WRITTEN INSTRUCTION: Report how many lines in the records hold the string "Write"; give the number and nothing else.

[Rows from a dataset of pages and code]
= = = =
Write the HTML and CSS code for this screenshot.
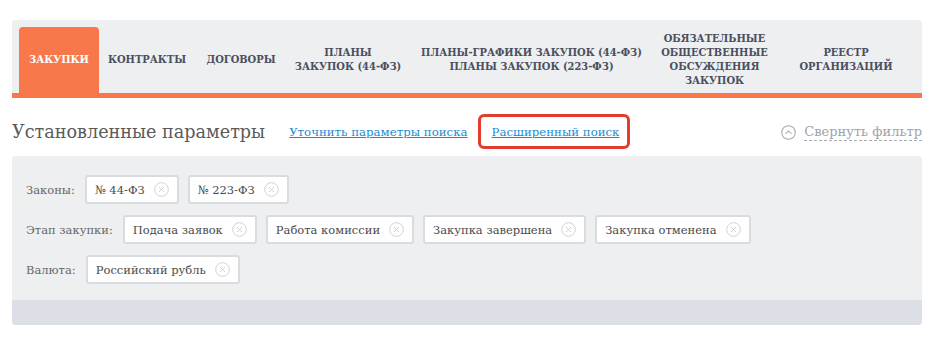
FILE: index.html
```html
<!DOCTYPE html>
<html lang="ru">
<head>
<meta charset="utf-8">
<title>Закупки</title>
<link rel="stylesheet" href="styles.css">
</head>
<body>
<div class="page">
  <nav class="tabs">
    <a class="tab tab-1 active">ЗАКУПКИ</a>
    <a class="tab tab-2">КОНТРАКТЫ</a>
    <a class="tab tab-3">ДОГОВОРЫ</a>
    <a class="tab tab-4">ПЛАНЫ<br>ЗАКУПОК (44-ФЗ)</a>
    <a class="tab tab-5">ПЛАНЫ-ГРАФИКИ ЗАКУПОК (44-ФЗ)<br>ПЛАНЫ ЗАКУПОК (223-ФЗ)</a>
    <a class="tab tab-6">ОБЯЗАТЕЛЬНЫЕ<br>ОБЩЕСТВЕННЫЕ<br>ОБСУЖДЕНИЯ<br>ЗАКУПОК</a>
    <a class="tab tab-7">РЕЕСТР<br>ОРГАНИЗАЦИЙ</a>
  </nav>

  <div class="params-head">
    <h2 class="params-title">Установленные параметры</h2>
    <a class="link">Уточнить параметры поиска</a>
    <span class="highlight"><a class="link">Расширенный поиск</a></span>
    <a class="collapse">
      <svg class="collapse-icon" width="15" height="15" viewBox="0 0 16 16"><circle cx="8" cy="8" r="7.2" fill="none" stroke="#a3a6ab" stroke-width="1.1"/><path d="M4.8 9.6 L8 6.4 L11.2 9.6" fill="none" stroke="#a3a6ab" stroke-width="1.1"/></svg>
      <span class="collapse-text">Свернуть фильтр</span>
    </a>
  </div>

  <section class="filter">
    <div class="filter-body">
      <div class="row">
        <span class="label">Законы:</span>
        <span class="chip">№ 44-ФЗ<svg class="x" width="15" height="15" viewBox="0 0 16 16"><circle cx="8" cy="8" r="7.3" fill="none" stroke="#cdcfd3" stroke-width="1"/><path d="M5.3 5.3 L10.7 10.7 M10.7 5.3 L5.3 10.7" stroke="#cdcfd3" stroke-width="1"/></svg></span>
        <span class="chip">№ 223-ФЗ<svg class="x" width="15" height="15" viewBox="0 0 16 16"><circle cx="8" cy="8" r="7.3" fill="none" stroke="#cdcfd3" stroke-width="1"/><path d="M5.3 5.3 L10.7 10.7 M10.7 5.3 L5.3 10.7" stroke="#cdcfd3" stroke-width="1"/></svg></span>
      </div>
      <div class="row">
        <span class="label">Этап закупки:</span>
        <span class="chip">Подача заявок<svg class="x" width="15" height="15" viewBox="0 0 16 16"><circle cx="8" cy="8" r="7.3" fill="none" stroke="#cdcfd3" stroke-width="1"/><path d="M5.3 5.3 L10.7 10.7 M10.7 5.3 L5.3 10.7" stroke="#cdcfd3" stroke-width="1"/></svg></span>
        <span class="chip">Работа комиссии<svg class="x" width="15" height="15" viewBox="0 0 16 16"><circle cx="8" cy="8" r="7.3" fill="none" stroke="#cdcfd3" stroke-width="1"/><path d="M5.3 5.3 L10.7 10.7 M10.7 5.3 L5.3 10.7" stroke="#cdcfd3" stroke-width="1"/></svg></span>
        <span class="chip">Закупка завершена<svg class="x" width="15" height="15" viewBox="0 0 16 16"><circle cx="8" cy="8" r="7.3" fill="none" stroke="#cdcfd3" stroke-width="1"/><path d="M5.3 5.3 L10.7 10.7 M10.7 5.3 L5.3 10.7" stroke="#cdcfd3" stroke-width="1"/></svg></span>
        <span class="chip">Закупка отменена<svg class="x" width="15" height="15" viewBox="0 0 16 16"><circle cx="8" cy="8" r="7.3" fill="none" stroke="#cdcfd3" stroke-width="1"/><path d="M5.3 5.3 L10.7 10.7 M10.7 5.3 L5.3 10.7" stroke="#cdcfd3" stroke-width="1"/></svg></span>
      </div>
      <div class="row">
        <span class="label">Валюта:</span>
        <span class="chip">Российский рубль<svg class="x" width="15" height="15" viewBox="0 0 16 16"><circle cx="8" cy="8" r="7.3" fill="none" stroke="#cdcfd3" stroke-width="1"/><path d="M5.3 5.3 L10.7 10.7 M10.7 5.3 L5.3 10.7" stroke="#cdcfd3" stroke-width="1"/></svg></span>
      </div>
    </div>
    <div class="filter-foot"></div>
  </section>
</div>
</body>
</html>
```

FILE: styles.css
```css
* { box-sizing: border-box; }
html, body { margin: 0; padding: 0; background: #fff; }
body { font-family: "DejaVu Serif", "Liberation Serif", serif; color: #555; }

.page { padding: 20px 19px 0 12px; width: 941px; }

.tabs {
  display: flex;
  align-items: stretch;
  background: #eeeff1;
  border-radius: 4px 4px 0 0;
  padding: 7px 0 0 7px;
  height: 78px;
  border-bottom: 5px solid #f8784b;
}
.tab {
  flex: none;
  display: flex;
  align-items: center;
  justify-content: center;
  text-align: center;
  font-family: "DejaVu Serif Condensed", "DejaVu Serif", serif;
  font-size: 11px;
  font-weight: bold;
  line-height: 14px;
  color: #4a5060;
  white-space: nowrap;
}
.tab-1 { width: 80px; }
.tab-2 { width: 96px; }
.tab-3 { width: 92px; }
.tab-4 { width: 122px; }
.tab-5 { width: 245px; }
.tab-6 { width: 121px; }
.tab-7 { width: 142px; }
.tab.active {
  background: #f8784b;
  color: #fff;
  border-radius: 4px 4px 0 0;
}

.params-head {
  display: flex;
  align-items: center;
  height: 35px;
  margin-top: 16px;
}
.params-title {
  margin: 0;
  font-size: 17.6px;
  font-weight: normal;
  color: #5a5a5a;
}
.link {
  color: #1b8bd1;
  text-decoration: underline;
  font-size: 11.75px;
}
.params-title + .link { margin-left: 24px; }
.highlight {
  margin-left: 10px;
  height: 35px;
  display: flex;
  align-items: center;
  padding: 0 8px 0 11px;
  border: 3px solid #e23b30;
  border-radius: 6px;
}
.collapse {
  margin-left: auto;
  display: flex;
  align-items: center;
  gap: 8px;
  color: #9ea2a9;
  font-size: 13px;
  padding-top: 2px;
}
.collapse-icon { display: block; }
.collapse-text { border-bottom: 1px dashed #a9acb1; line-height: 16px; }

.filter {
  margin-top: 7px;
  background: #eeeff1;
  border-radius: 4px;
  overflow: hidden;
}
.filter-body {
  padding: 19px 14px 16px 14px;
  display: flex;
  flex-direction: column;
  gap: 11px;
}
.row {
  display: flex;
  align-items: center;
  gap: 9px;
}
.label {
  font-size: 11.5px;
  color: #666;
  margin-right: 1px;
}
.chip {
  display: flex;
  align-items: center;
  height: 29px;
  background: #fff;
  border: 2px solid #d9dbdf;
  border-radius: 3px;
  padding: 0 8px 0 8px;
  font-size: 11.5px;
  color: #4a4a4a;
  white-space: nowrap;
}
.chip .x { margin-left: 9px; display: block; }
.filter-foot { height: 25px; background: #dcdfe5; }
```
= = = =
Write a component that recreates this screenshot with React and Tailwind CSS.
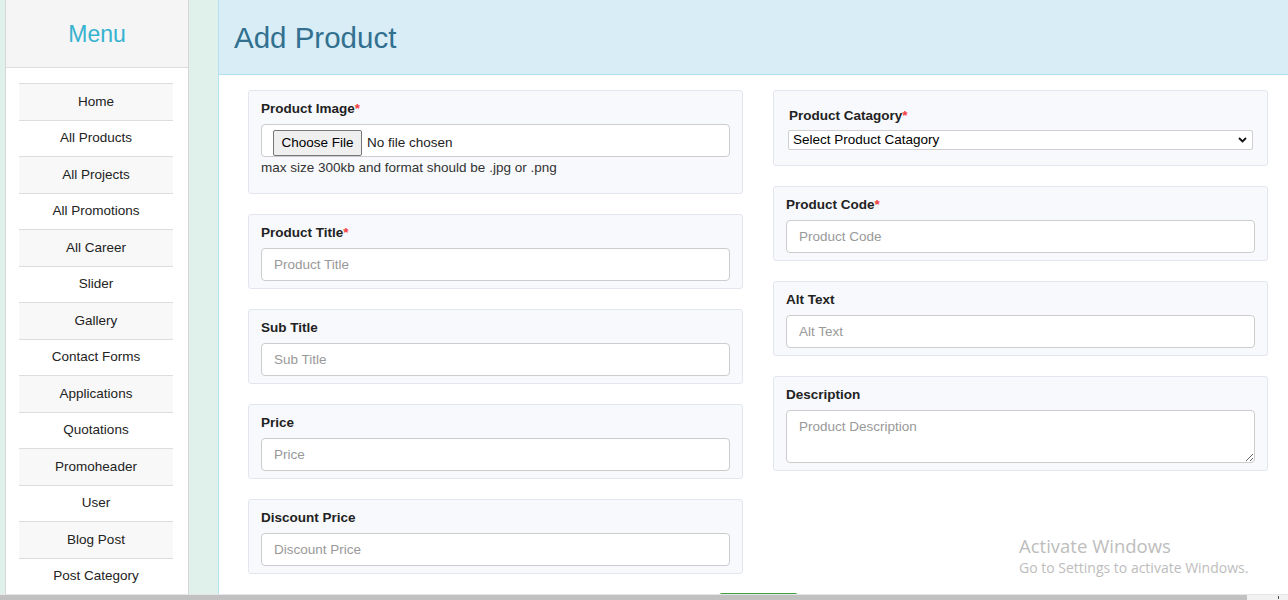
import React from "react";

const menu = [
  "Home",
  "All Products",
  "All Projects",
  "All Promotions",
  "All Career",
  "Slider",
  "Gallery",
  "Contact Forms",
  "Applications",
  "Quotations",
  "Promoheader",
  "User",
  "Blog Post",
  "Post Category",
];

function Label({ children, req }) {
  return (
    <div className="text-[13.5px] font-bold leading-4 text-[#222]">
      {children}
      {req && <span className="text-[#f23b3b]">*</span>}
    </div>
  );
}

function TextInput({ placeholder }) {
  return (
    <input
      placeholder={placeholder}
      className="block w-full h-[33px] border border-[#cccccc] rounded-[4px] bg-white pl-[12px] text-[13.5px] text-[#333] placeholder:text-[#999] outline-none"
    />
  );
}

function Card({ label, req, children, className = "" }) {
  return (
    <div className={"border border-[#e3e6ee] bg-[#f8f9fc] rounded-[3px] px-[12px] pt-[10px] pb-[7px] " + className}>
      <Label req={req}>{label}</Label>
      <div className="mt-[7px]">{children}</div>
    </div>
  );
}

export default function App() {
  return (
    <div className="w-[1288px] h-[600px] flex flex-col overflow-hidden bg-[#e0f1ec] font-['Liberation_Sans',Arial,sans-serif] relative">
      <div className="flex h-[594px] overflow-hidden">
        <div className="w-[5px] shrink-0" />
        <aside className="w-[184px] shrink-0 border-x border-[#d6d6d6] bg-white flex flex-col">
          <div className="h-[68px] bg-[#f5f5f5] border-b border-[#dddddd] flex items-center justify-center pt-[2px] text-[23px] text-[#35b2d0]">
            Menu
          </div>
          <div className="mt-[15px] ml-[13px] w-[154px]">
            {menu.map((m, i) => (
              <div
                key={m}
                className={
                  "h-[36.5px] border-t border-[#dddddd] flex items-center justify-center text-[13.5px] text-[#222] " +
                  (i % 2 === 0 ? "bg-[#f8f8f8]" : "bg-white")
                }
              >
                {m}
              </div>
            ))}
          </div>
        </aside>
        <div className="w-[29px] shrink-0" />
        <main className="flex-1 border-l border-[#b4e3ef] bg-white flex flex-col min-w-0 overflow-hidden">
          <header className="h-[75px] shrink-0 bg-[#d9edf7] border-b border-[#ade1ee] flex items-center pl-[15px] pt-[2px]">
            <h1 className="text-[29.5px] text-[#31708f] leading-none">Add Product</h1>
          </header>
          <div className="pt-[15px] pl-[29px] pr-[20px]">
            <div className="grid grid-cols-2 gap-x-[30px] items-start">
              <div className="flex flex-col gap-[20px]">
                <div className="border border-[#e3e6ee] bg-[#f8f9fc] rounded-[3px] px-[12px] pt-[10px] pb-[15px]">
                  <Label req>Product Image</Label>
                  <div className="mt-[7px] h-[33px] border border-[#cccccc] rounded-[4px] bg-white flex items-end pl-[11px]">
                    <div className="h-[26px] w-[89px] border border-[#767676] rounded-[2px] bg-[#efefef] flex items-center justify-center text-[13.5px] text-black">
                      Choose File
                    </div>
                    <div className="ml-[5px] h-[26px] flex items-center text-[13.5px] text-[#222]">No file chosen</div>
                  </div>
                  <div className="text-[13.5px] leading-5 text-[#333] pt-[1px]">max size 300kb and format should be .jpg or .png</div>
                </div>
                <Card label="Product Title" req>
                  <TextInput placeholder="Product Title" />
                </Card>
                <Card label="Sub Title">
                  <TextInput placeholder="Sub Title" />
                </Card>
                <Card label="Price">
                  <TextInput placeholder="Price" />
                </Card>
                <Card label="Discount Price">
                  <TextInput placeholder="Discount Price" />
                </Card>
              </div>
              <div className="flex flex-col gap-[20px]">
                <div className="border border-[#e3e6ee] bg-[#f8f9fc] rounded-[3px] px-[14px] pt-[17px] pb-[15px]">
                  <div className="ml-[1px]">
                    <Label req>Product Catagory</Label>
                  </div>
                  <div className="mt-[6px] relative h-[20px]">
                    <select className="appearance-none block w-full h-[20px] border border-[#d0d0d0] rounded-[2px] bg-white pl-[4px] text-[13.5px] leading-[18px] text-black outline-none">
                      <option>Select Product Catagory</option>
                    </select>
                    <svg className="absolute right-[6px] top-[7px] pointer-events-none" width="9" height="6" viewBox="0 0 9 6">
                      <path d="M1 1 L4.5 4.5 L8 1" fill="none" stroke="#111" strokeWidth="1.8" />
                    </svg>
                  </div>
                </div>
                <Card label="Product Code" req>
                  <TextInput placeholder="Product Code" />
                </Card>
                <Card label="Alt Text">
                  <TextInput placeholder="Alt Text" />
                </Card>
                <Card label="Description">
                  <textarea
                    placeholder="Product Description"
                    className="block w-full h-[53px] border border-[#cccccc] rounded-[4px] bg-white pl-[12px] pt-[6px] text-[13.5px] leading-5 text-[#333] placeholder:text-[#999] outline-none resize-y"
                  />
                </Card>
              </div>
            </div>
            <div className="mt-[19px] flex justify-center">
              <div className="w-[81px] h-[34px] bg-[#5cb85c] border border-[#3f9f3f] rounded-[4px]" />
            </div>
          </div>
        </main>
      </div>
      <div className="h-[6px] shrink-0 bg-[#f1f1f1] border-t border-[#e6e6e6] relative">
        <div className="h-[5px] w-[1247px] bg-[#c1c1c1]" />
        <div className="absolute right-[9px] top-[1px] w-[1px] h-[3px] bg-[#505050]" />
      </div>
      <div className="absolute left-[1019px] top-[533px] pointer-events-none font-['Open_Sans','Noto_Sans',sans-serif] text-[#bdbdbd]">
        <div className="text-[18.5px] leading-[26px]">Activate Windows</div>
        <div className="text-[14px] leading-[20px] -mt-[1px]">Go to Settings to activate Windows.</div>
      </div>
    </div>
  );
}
= = = =
TASK RESULT: 2